When people talk about autonomous vehicles, there’s often this argument about how we could all get from point A to point B without having to think about it, we could just be taken there. When I hear that, I think: “I don’t know that that’s how I want to get around. I like enjoying my surroundings.” There’s a tension, I think, when you talk about place making on one hand and then when you talk about autonomous transportation where the place doesn’t matter at all, you just arrive.

And that is the mistake. That is exactly that 1950s mistake of just get from point A to point B as fast as possible and that’s all that matters, that’s all the street can be used for. I do think there are some cities that are actually making some interesting investments on this autonomous mobility future.

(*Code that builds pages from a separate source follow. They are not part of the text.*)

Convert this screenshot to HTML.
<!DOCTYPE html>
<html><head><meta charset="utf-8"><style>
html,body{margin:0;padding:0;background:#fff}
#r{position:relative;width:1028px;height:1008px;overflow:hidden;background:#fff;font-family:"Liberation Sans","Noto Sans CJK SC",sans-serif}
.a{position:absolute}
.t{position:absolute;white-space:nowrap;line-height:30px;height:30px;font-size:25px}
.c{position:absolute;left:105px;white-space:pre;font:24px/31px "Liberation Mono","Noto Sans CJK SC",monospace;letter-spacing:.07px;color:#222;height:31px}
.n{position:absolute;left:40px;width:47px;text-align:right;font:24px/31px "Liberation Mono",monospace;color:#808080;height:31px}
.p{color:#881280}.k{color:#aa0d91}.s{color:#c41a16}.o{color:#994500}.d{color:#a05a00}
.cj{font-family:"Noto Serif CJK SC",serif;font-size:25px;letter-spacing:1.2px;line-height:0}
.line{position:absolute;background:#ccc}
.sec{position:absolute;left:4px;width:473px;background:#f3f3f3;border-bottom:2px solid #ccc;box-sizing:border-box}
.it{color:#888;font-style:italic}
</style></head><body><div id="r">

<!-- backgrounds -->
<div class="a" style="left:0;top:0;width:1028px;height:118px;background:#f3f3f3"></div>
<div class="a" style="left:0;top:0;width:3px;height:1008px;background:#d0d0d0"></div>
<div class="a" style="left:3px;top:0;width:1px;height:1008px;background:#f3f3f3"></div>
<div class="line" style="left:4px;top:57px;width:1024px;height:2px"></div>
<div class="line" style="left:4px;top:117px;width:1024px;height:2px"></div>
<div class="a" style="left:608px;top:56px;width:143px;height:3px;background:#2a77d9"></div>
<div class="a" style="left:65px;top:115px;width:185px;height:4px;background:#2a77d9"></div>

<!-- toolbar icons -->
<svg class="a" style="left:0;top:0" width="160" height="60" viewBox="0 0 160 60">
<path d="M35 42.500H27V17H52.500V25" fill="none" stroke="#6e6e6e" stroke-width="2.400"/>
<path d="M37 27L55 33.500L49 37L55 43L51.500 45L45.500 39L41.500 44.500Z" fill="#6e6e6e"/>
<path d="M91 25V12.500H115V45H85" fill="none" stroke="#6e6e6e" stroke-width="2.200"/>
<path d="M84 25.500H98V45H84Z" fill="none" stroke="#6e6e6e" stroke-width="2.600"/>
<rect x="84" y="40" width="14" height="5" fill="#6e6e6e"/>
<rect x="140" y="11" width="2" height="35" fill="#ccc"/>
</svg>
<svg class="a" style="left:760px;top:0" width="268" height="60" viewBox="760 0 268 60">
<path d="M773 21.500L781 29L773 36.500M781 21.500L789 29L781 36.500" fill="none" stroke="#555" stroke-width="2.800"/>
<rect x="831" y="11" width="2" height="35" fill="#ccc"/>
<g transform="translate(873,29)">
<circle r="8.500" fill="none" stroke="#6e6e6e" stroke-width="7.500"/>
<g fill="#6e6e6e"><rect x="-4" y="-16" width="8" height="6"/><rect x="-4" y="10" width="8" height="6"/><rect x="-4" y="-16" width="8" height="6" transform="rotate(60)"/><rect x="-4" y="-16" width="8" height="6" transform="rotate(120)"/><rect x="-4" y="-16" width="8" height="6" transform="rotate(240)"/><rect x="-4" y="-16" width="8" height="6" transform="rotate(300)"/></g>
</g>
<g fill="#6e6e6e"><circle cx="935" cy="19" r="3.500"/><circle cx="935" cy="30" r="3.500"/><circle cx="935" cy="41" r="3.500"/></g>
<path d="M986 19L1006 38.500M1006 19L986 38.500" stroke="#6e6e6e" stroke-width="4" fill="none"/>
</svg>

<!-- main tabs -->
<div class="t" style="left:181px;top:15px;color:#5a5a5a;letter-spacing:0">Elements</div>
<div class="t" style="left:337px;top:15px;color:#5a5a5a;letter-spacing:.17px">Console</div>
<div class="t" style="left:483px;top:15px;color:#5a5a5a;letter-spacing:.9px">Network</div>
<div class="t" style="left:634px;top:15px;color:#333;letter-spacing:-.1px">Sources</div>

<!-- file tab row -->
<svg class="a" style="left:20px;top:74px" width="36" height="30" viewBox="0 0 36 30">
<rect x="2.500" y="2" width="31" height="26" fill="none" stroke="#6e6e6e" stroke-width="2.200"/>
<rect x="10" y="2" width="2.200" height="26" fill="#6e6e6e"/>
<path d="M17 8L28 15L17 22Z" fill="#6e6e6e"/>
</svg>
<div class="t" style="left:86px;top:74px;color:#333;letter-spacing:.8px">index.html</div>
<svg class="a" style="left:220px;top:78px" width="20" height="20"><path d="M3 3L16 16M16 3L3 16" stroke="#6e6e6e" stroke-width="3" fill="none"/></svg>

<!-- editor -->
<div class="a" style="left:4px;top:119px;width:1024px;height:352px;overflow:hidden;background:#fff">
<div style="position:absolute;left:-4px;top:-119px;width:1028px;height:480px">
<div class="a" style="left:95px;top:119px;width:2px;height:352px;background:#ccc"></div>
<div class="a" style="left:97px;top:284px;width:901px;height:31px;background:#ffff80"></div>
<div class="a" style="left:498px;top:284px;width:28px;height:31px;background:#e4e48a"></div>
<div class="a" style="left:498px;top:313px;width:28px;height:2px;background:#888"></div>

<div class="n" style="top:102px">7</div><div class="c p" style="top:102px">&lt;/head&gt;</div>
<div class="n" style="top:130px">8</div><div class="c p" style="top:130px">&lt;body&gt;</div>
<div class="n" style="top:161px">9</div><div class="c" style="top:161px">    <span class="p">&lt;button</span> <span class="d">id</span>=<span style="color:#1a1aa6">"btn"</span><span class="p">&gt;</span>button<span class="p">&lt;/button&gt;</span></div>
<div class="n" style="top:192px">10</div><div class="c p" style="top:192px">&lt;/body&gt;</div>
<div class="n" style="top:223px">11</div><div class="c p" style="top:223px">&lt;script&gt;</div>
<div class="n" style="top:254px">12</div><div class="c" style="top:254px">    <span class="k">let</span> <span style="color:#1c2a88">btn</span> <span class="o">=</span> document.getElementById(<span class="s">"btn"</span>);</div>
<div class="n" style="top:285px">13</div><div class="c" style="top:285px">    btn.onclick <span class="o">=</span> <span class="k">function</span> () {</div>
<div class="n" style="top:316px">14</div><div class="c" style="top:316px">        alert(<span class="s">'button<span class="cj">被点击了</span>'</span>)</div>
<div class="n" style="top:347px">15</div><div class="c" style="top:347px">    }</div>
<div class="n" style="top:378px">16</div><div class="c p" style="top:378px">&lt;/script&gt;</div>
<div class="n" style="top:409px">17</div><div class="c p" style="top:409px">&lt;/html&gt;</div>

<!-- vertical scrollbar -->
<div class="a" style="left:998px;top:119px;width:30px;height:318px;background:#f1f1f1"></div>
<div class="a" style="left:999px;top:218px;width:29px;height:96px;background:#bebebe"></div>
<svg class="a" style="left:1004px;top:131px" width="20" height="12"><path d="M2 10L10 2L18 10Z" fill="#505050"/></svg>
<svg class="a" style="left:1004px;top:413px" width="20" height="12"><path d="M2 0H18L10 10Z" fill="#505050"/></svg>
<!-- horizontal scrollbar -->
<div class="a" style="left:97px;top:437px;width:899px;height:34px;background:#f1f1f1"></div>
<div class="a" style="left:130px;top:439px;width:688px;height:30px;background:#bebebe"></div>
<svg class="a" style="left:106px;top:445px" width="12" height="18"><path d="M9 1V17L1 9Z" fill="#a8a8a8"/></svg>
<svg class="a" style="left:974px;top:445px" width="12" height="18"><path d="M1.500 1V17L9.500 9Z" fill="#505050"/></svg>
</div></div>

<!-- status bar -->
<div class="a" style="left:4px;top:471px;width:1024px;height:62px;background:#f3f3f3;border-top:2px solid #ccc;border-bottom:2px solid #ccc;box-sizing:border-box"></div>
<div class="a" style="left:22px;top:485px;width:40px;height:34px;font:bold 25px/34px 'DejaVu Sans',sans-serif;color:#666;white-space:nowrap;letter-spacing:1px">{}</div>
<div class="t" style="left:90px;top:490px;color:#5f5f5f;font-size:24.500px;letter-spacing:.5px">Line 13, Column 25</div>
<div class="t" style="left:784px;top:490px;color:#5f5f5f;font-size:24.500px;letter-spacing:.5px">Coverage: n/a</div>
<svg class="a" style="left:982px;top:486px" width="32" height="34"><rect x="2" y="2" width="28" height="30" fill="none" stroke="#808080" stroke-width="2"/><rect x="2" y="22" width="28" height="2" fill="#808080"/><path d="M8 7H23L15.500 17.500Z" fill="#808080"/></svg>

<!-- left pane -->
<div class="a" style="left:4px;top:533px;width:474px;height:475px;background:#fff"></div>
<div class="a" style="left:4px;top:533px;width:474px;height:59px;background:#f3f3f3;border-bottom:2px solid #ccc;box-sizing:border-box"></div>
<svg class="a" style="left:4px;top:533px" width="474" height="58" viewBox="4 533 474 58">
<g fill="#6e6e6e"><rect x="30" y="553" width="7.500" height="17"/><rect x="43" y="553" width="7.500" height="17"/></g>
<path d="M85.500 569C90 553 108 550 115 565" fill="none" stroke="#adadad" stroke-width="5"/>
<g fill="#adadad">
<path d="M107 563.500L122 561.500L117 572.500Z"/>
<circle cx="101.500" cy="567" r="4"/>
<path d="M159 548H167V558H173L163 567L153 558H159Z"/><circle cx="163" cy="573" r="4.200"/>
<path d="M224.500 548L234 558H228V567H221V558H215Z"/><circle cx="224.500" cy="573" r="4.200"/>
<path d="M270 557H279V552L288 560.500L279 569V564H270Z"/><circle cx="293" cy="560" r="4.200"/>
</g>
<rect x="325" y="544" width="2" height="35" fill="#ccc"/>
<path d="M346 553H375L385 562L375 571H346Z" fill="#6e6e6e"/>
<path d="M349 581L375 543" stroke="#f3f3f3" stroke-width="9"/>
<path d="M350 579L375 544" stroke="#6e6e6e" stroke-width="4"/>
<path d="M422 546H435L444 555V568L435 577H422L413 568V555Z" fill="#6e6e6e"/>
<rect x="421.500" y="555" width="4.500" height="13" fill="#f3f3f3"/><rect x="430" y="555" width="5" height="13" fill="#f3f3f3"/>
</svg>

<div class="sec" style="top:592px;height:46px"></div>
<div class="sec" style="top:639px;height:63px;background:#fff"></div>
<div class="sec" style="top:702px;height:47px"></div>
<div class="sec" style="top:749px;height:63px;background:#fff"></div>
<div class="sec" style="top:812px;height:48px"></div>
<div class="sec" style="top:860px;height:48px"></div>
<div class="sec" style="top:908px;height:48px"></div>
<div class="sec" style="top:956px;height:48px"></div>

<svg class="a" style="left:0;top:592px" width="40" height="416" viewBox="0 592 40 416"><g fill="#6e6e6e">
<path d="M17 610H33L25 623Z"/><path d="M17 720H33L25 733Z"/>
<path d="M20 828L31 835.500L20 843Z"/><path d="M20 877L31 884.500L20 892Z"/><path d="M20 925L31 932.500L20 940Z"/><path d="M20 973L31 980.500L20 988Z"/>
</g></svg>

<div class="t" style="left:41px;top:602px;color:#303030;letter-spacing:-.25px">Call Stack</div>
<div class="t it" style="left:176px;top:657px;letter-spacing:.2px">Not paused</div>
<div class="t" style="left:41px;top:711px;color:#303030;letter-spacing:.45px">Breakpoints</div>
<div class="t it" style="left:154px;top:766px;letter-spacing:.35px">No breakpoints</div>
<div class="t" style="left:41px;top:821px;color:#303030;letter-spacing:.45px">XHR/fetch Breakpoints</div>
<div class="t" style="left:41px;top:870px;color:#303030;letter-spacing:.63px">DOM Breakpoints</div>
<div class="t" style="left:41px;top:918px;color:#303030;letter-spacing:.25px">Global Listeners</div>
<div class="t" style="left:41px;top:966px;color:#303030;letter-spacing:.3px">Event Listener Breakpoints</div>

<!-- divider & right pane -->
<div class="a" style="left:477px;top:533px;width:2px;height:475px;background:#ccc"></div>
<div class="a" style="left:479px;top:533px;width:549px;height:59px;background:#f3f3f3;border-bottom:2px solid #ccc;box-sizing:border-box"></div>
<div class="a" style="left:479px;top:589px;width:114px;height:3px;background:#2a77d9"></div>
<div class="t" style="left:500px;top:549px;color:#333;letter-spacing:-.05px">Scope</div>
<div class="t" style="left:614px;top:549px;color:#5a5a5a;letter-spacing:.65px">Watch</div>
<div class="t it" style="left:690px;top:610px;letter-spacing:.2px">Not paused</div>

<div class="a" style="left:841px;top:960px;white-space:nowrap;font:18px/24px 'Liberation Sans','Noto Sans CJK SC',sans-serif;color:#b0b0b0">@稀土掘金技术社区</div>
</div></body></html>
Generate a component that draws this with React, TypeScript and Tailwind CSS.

You look at a city like Helsinki — which has got this idea of mobility as a service. It’s like you have this subscription to a private car, transit, bike share, and you have it on your phone. A monthly subscription and you have all these pieces and you’re subscribing to it. The thing that’s really interesting is they’re designing their city around that.

And with that, they’re making it much easier to bike, much easier to walk, much easier to use shared vehicles. That’s the kind of thing that I find Scandinavians and North Europeans tend to be like ten years ahead of us on. So, if you want to see the future, starting on the streets of Helsinki is the way to do it.